◆ **Request**
Print the lines from the one that contains "Recreate this image" to the one that contains "const [visible, setVisible]", inclusive, exactly as they appear, and please drop any pictures.

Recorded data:
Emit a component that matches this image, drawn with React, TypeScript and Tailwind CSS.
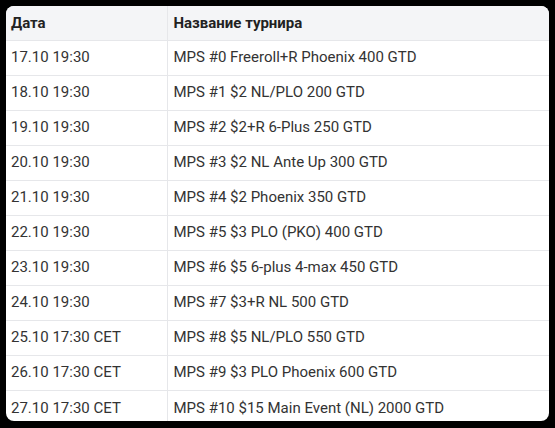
const rows: [string, string][] = [
  ["17.10 19:30", "MPS #0 Freeroll+R Phoenix 400 GTD"],
  ["18.10 19:30", "MPS #1 $2 NL/PLO 200 GTD"],
  ["19.10 19:30", "MPS #2 $2+R 6-Plus 250 GTD"],
  ["20.10 19:30", "MPS #3 $2 NL Ante Up 300 GTD"],
  ["21.10 19:30", "MPS #4 $2 Phoenix 350 GTD"],
  ["22.10 19:30", "MPS #5 $3 PLO (PKO) 400 GTD"],
  ["23.10 19:30", "MPS #6 $5 6-plus 4-max 450 GTD"],
  ["24.10 19:30", "MPS #7 $3+R NL 500 GTD"],
  ["25.10 17:30 CET", "MPS #8 $5 NL/PLO 550 GTD"],
  ["26.10 17:30 CET", "MPS #9 $3 PLO Phoenix 600 GTD"],
  ["27.10 17:30 CET", "MPS #10 $15 Main Event (NL) 2000 GTD"],
];

export default function App() {
  return (
    <div className="w-[555px] h-[428px] bg-black pt-[6px] pl-[6px]">
      <div
        className="w-[543px] h-[415px] overflow-hidden rounded-lg bg-white text-[15px] text-[#333]"
        style={{ fontFamily: "Roboto, 'Noto Sans', sans-serif" }}
      >
        <table className="w-full border-collapse">
          <thead>
            <tr className="bg-[#f4f5f7] h-[34px] border-b border-[#e6e7ea]">
              <th className="w-[161px] text-left font-bold text-[#222] pl-[5px] border-r border-[#e6e7ea]">
                Дата
              </th>
              <th className="text-left font-bold text-[#222] pl-[6px]">Название турнира</th>
            </tr>
          </thead>
          <tbody>
            {rows.map(([d, n]) => (
              <tr key={d} className="h-[35px] border-b border-[#e6e7ea] last:border-b-0">
                <td className="pl-[5px] border-r border-[#e6e7ea]">{d}</td>
                <td className="pl-[6px]">{n}</td>
              </tr>
            ))}
          </tbody>
        </table>
      </div>
    </div>
  );
}
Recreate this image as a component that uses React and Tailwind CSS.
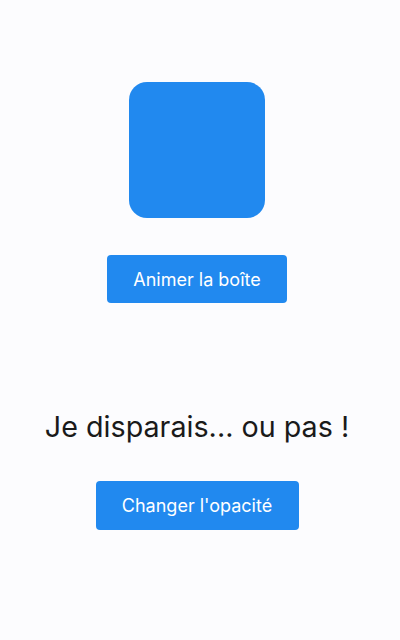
import React, { useState } from 'react';

export default function App() {
  const [moved, setMoved] = useState(false);
  const [visible, setVisible] = useState(true);

  return (
    <div
      className="min-h-[640px] w-[400px] bg-[#fcfcfe] flex flex-col items-center pr-[6px]"
      style={{ fontFamily: 'Inter, "Noto Sans", sans-serif' }}
    >
      <div className="mt-[82px] w-[136px] h-[136px] rounded-[18px] bg-[#2189ef]" />
      <button
        onClick={() => setMoved(!moved)}
        className="mt-[37px] w-[180px] h-[48px] rounded-[4px] bg-[#2189ef] text-white text-[18px]"
      >
        Animer la boîte
      </button>
      <p
        className={`mt-[104px] text-[28.7px] leading-[40px] text-[#1a1a1a] ${visible ? 'opacity-100' : 'opacity-0'}`}
      >
        Je disparais... ou pas !
      </p>
      <button
        onClick={() => setVisible(!visible)}
        className="mt-[34px] w-[203px] h-[49px] rounded-[4px] bg-[#2189ef] text-white text-[18px]"
      >
        Changer l'opacité
      </button>
    </div>
  );
}
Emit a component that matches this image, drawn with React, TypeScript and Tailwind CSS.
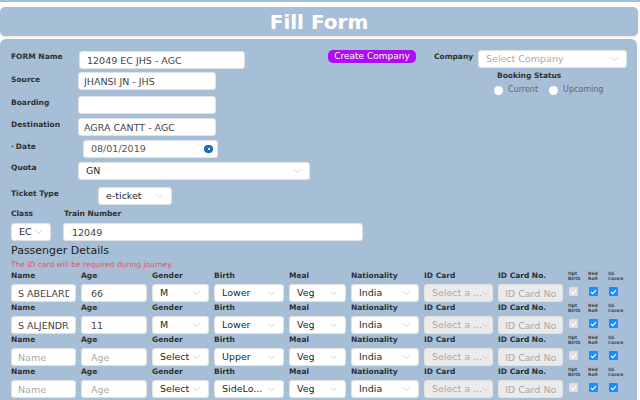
import React from "react";

// 選択ボックスの矢印
function Chevron() {
  return (
    <svg width="7" height="4" viewBox="0 0 7 4" fill="none" className="shrink-0">
      <polyline points="0.5,0.5 3.5,3.5 6.5,0.5" stroke="#c4c4c4" strokeWidth="0.8" />
    </svg>
  );
}

function Label({ className = "", children }: { className?: string; children: React.ReactNode }) {
  return (
    <div className={`shrink-0 text-[7.5px] font-bold leading-[10px] text-[#2f2f2f] ${className}`}>
      {children}
    </div>
  );
}

function TextInput({
  className = "",
  value,
  placeholder,
  disabled,
}: {
  className?: string;
  value?: string;
  placeholder?: string;
  disabled?: boolean;
}) {
  return (
    <input
      readOnly
      defaultValue={value}
      placeholder={placeholder}
      className={`h-[18px] shrink-0 rounded-[3px] border border-[#e2e2e2] text-[9.5px] text-[#444] outline-none placeholder:text-[#a9a9a9] ${
        disabled ? "bg-[#ebebeb]" : "bg-white"
      } ${className}`}
    />
  );
}

function Select({
  className = "",
  value,
  placeholder,
  disabled,
}: {
  className?: string;
  value?: string;
  placeholder?: string;
  disabled?: boolean;
}) {
  return (
    <div
      className={`flex h-[18px] shrink-0 items-center justify-between rounded-[3px] border border-[#e2e2e2] pl-[7px] text-[9.5px] ${
        disabled ? "bg-[#ebebeb] pr-[4px]" : "bg-white pr-[8px]"
      } ${className}`}
    >
      {value ? (
        <span className="whitespace-nowrap text-[#262626]">{value}</span>
      ) : (
        <span className="whitespace-nowrap text-[#acacac]">{placeholder}</span>
      )}
      <Chevron />
    </div>
  );
}

function Check({ on, disabled }: { on?: boolean; disabled?: boolean }) {
  return (
    <div
      className={`ml-[1px] flex h-[9px] w-[9px] items-center justify-center rounded-[1px] ${
        disabled ? "bg-[#dedede]" : "bg-[#1a8cff]"
      }`}
    >
      {on && (
        <svg width="7" height="6" viewBox="0 0 7 6" fill="none">
          <polyline points="1,3 2.8,4.6 6,1.2" stroke="white" strokeWidth="1.2" />
        </svg>
      )}
    </div>
  );
}

type Passenger = {
  name?: string;
  age?: string;
  gender: string;
  birth: string;
};

const passengers: Passenger[] = [
  { name: "S ABELARDO", age: "66", gender: "M", birth: "Lower" },
  { name: "S ALJENDRO", age: "11", gender: "M", birth: "Lower" },
  { gender: "Select", birth: "Upper" },
  { gender: "Select", birth: "SideLo..." },
];

function PassengerRow({ p }: { p: Passenger }) {
  const cell = "flex flex-col";
  const lbl = "h-[11px] text-[7.5px] font-bold leading-[11px] text-[#2f2f2f] whitespace-nowrap";
  const ctl = "mt-[3px]";
  const tiny = "h-[14px] pt-[1px] text-[4.5px] font-bold leading-[5px] text-[#444]";
  return (
    <div className="grid grid-cols-[65px_66px_57px_70px_57px_68px_69px_65px_15px_15px_15px] gap-x-[5px]">
      <div className={cell}>
        <div className={lbl}>Name</div>
        <TextInput className={`${ctl} w-full px-[6px]`} value={p.name} placeholder="Name" />
      </div>
      <div className={cell}>
        <div className={lbl}>Age</div>
        <TextInput className={`${ctl} w-full px-[9px]`} value={p.age} placeholder="Age" />
      </div>
      <div className={cell}>
        <div className={lbl}>Gender</div>
        <Select className={`${ctl} w-full`} value={p.gender} />
      </div>
      <div className={cell}>
        <div className={lbl}>Birth</div>
        <Select className={`${ctl} w-full`} value={p.birth} />
      </div>
      <div className={cell}>
        <div className={lbl}>Meal</div>
        <Select className={`${ctl} w-full`} value="Veg" />
      </div>
      <div className={cell}>
        <div className={lbl}>Nationality</div>
        <Select className={`${ctl} w-full`} value="India" />
      </div>
      <div className={cell}>
        <div className={lbl}>ID Card</div>
        <Select className={`${ctl} w-full`} placeholder="Select a ..." disabled />
      </div>
      <div className={cell}>
        <div className={lbl}>ID Card No.</div>
        <TextInput className={`${ctl} w-full pl-[6px] pr-[1px]`} placeholder="ID Card No" disabled />
      </div>
      <div className={cell}>
        <div className={tiny}>
          Opt
          <br />
          Birth
        </div>
        <div className="mt-[3px]">
          <Check on disabled />
        </div>
      </div>
      <div className={cell}>
        <div className={tiny}>
          Red
          <br />
          Roll
        </div>
        <div className="mt-[3px]">
          <Check on />
        </div>
      </div>
      <div className={cell}>
        <div className={tiny}>
          SS
          <br />
          Conce
        </div>
        <div className="mt-[3px]">
          <Check on />
        </div>
      </div>
    </div>
  );
}

export default function App() {
  return (
    <div className="h-[400px] w-[640px] overflow-hidden bg-white font-['DejaVu_Sans',sans-serif]">
      <div className="h-[2px] w-full bg-[#a6bfd6]" />

      {/* ヘッダー */}
      <div className="mt-[5px] flex h-[29px] w-[638px] items-center justify-center rounded-[5px] bg-[#a6bfd6] shadow-[0_1px_2px_rgba(0,0,0,0.12)]">
        <h1 className="text-[20px] font-bold text-white">Fill Form</h1>
      </div>

      {/* フォーム本体 */}
      <div className="mt-[3px] w-[637px] rounded-[6px] bg-[#a6bfd6] pb-[20px] pl-[11px] pt-[12px]">
        <div className="flex items-start">
          <Label className="w-[68px] pt-[1px]">FORM Name</Label>
          <TextInput className="w-[166px] px-[7px]" value="12049 EC JHS - AGC" />
          <button className="ml-[83px] mt-[-1px] h-[13px] w-[88px] shrink-0 rounded-[5px] bg-[#ad0cf5] text-[9px] leading-[13px] text-white">
            Create Company
          </button>
          <Label className="ml-[18px] w-[44px] pt-[1px]">Company</Label>
          <Select className="mt-[-1px] w-[149px]" placeholder="Select Company" />
        </div>

        <div className="mt-[3px] flex items-start">
          <div className="flex flex-col">
            <div className="flex items-start">
              <Label className="w-[67px] pt-[3px]">Source</Label>
              <TextInput className="w-[138px] px-[5px]" value="JHANSI JN - JHS" />
            </div>
            <div className="mt-[6px] flex items-start">
              <Label className="w-[67px] pt-[2px]">Boarding</Label>
              <TextInput className="w-[138px] px-[5px]" />
            </div>
            <div className="mt-[4px] flex items-start">
              <Label className="w-[67px] pt-[2px]">Destination</Label>
              <TextInput className="w-[138px] px-[5px]" value="AGRA CANTT - AGC" />
            </div>
          </div>

          <div className="ml-[278px] mt-[-1px] flex flex-col">
            <div className="pl-[3px] text-[7.5px] font-bold leading-[10px] text-[#2f2f2f]">
              Booking Status
            </div>
            <div className="mt-[4px] flex h-[10px] items-center text-[8px] text-[#666]">
              <span className="h-[9px] w-[9px] rounded-full bg-white" />
              <span className="ml-[5px]">Current</span>
              <span className="ml-[11px] h-[9px] w-[9px] rounded-full bg-white" />
              <span className="ml-[5px]">Upcoming</span>
            </div>
          </div>
        </div>

        <div className="mt-[4px] flex items-start">
          <Label className="w-[72px] pt-[2px]">
            <span className="mr-[2px]">·</span>Date
          </Label>
          <div className="flex h-[18px] w-[135px] items-center justify-between rounded-[3px] border border-[#e2e2e2] bg-white pl-[7px] pr-[4px] text-[9.5px] text-[#555]">
            <span>08/01/2019</span>
            <span className="flex h-[8px] w-[9px] items-center justify-center rounded-full bg-[#1b68b3]">
              <svg width="4" height="4" viewBox="0 0 4 4">
                <path d="M0.8 0.8 L3.2 3.2 M3.2 0.8 L0.8 3.2" stroke="white" strokeWidth="0.9" />
              </svg>
            </span>
          </div>
        </div>

        <div className="mt-[4px] flex items-start">
          <Label className="w-[67px] pt-[1px]">Quota</Label>
          <Select className="w-[232px]" value="GN" />
        </div>

        <div className="mt-[7px] flex items-start">
          <Label className="w-[87px] pt-[2px]">Ticket Type</Label>
          <Select className="w-[74px] pl-[6px]" value="e-ticket" />
        </div>

        <div className="mt-[4px] flex">
          <Label className="w-[53px]">Class</Label>
          <Label>Train Number</Label>
        </div>
        <div className="mt-[4px] flex">
          <Select className="w-[40px]" value="EC" />
          <TextInput className="ml-[12px] w-[300px] px-[8px]" value="12049" />
        </div>

        <div className="mt-[3px] text-[11px] leading-[14px] text-[#222]">Passenger Details</div>
        <div className="mt-[2px] text-[7.5px] leading-[10px] text-[#e5506c]">
          The ID card will be required during journey.
        </div>

        <div className="flex flex-col">
          {passengers.map((p, i) => (
            <PassengerRow key={i} p={p} />
          ))}
        </div>
      </div>
    </div>
  );
}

◆ **Complete answer**
Recreate this image as a component that uses React and Tailwind CSS.
import React, { useState } from 'react';

export default function App() {
  const [moved, setMoved] = useState(false);
  const [visible, setVisible] = useState(true);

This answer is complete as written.